▶ [Work required]
Isolate every line in the data with the string "this" and copy it.

▶ [Dataset section]
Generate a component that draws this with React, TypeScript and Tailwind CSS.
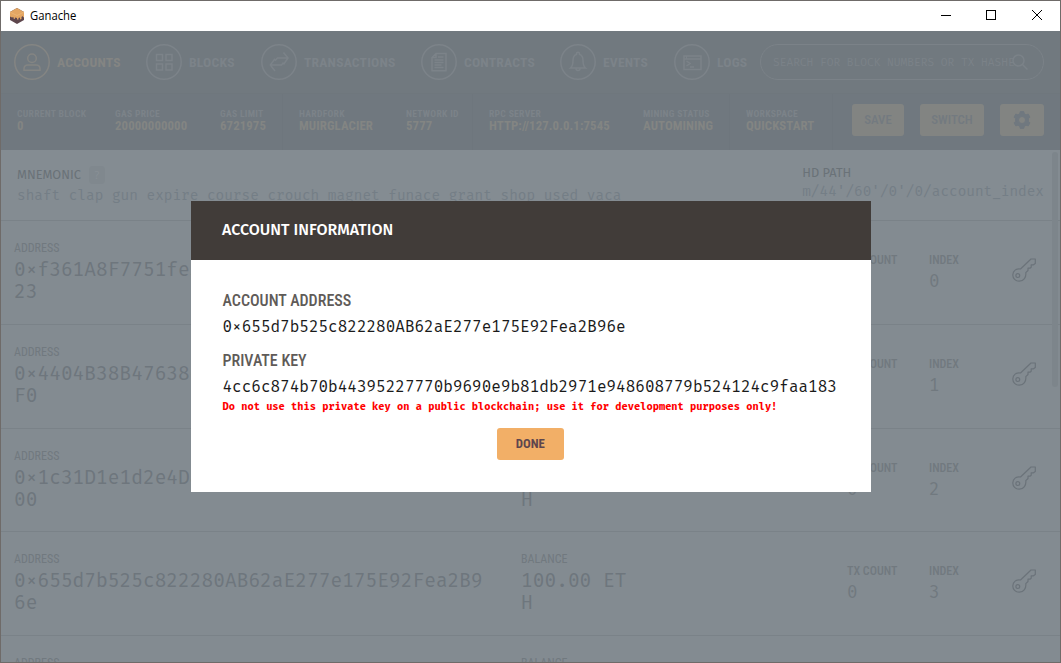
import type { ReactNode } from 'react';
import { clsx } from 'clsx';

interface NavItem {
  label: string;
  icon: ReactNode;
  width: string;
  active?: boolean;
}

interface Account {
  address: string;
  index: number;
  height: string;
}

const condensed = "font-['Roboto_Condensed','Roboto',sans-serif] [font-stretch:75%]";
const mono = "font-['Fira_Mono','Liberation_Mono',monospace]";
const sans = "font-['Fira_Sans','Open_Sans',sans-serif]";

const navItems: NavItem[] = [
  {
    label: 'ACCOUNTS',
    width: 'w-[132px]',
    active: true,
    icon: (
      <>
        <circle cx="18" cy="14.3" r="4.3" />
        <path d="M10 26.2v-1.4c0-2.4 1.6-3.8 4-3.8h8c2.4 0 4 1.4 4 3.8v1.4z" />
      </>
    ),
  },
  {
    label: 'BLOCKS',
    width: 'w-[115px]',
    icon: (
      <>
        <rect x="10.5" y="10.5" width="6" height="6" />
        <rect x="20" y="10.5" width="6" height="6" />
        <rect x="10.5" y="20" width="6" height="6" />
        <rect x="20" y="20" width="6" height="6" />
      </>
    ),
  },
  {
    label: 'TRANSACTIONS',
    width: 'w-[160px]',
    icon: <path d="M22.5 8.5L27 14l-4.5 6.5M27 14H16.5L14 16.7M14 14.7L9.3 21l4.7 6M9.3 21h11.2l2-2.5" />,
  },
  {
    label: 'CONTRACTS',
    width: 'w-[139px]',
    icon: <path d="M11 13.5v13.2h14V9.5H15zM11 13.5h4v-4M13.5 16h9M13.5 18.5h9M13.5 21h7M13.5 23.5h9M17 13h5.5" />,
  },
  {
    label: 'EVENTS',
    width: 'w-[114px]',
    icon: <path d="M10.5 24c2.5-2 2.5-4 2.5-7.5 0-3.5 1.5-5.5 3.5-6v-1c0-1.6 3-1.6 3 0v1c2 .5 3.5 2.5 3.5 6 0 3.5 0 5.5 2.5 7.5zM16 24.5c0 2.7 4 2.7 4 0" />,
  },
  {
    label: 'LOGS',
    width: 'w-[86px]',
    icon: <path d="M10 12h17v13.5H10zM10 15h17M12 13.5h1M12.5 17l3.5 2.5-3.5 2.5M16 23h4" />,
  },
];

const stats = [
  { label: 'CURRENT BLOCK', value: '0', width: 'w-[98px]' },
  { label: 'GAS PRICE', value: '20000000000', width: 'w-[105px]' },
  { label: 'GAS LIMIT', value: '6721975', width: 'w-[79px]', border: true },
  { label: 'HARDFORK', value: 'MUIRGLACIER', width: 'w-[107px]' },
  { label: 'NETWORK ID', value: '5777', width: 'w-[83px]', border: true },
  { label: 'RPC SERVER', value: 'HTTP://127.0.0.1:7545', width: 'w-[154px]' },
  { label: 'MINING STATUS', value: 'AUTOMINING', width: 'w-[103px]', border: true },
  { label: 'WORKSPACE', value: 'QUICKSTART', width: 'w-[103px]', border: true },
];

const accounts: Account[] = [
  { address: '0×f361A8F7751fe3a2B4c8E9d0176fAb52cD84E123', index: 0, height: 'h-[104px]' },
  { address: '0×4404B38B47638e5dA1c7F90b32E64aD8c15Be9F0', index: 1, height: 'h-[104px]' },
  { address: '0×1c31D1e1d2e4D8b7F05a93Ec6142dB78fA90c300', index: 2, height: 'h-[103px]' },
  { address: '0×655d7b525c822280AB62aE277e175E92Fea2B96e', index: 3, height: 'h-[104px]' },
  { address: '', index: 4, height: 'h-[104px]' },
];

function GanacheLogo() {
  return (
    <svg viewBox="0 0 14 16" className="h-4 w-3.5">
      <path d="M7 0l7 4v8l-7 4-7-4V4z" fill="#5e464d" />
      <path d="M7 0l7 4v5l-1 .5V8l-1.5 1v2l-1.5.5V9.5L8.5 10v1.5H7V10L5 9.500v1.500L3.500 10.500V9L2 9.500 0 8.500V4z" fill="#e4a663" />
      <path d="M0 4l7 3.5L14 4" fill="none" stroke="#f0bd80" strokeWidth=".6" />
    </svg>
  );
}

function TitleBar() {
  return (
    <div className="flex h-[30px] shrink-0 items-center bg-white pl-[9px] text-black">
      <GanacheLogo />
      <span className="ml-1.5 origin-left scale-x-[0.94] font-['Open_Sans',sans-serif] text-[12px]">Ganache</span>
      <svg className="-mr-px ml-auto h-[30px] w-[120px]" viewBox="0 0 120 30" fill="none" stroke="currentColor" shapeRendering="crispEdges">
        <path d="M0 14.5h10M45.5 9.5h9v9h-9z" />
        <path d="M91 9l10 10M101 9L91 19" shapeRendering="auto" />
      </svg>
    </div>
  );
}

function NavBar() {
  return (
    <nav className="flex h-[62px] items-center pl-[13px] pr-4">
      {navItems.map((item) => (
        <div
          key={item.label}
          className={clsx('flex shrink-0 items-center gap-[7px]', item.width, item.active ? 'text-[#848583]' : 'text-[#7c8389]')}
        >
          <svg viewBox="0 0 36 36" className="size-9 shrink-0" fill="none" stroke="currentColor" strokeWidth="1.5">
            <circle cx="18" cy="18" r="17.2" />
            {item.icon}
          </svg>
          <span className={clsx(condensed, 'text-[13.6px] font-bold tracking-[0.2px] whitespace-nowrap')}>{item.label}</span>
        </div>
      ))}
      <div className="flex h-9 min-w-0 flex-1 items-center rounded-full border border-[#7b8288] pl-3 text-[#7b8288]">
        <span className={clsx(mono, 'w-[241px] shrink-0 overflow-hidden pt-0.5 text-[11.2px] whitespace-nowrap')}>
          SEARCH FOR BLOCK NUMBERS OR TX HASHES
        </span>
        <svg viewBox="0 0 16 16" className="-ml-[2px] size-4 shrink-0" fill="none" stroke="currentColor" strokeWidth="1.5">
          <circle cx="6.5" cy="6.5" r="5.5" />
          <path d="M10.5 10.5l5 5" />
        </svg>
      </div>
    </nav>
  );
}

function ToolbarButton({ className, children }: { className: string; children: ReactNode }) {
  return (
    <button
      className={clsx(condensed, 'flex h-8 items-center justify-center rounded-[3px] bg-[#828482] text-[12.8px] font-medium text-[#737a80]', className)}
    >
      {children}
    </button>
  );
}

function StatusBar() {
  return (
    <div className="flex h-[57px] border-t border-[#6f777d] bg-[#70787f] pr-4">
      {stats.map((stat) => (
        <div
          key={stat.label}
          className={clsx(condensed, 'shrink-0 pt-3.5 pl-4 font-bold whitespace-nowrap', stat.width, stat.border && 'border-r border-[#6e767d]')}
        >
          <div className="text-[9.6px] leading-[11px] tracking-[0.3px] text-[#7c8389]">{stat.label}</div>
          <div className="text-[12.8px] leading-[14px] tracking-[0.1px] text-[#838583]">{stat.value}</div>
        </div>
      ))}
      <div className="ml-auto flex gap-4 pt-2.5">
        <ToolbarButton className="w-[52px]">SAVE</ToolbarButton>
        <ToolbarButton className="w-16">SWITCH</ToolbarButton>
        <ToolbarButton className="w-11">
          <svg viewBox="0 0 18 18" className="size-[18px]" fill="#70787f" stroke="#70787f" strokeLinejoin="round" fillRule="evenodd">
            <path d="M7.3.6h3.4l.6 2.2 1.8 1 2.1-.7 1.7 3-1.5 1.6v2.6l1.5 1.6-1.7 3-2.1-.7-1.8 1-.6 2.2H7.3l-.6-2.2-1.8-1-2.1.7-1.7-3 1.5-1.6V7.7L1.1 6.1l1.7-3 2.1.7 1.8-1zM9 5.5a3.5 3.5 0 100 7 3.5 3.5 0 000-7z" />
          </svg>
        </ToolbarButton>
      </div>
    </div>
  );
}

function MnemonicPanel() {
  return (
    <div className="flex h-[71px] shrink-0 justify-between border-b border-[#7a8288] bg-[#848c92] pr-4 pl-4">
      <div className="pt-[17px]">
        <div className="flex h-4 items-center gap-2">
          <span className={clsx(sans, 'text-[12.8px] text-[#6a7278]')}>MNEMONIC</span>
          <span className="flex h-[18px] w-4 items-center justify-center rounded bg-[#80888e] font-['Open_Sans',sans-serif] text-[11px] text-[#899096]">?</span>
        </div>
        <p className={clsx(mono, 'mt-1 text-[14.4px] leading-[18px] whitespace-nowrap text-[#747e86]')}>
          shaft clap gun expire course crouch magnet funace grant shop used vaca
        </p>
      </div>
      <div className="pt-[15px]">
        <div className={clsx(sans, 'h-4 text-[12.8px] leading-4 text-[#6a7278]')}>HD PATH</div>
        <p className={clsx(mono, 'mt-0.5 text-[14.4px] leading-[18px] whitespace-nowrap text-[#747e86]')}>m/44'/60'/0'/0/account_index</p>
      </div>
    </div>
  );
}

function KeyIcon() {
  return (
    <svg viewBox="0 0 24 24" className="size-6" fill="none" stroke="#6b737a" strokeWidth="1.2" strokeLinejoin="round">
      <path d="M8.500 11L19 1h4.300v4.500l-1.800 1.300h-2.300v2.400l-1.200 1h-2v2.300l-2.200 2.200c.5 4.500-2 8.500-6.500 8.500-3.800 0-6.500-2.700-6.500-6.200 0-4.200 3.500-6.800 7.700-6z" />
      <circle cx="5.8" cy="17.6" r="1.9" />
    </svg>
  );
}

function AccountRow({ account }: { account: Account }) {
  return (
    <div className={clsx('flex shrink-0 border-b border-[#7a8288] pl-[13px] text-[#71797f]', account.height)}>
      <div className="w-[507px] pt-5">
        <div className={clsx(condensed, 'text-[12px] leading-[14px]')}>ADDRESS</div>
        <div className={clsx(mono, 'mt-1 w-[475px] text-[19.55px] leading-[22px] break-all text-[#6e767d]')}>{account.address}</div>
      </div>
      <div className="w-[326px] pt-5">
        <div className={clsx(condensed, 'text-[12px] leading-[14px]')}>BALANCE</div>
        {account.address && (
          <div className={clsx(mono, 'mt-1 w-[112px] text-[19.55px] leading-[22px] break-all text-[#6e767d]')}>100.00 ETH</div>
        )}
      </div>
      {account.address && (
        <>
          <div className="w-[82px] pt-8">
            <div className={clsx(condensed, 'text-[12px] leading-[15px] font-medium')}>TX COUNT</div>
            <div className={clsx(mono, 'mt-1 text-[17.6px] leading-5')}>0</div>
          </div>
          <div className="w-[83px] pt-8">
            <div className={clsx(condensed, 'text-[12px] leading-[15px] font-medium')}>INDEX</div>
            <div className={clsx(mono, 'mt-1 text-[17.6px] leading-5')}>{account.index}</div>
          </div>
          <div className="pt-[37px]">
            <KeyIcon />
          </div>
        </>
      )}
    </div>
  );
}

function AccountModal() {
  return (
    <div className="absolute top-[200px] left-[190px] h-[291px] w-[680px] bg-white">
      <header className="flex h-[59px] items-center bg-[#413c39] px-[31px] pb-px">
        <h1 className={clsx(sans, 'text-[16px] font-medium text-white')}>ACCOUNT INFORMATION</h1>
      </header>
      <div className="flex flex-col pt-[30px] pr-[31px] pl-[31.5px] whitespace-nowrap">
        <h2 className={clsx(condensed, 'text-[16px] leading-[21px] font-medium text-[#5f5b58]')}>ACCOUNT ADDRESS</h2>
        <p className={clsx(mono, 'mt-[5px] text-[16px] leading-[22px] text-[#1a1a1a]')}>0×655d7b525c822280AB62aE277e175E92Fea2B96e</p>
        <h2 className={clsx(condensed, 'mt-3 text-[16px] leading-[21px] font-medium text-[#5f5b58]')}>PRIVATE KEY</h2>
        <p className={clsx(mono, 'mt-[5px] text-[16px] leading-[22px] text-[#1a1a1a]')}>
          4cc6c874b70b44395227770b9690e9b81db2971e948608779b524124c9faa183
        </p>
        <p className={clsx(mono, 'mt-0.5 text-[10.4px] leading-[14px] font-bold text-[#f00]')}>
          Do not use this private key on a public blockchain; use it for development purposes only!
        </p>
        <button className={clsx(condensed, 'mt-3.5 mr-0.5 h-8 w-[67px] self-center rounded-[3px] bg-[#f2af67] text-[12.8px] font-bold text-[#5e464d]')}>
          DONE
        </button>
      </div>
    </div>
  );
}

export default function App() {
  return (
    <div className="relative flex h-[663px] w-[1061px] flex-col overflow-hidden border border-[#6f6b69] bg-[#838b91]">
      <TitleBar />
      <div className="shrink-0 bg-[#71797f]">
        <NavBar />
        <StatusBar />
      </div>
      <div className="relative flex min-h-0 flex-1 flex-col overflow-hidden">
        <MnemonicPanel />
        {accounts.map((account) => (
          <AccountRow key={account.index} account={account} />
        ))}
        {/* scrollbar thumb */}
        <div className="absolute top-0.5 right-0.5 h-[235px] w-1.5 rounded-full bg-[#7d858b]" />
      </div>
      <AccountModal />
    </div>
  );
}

▶ [Response below]
Generate a component that draws this with React, TypeScript and Tailwind CSS.
          Do not use this private key on a public blockchain; use it for development purposes only!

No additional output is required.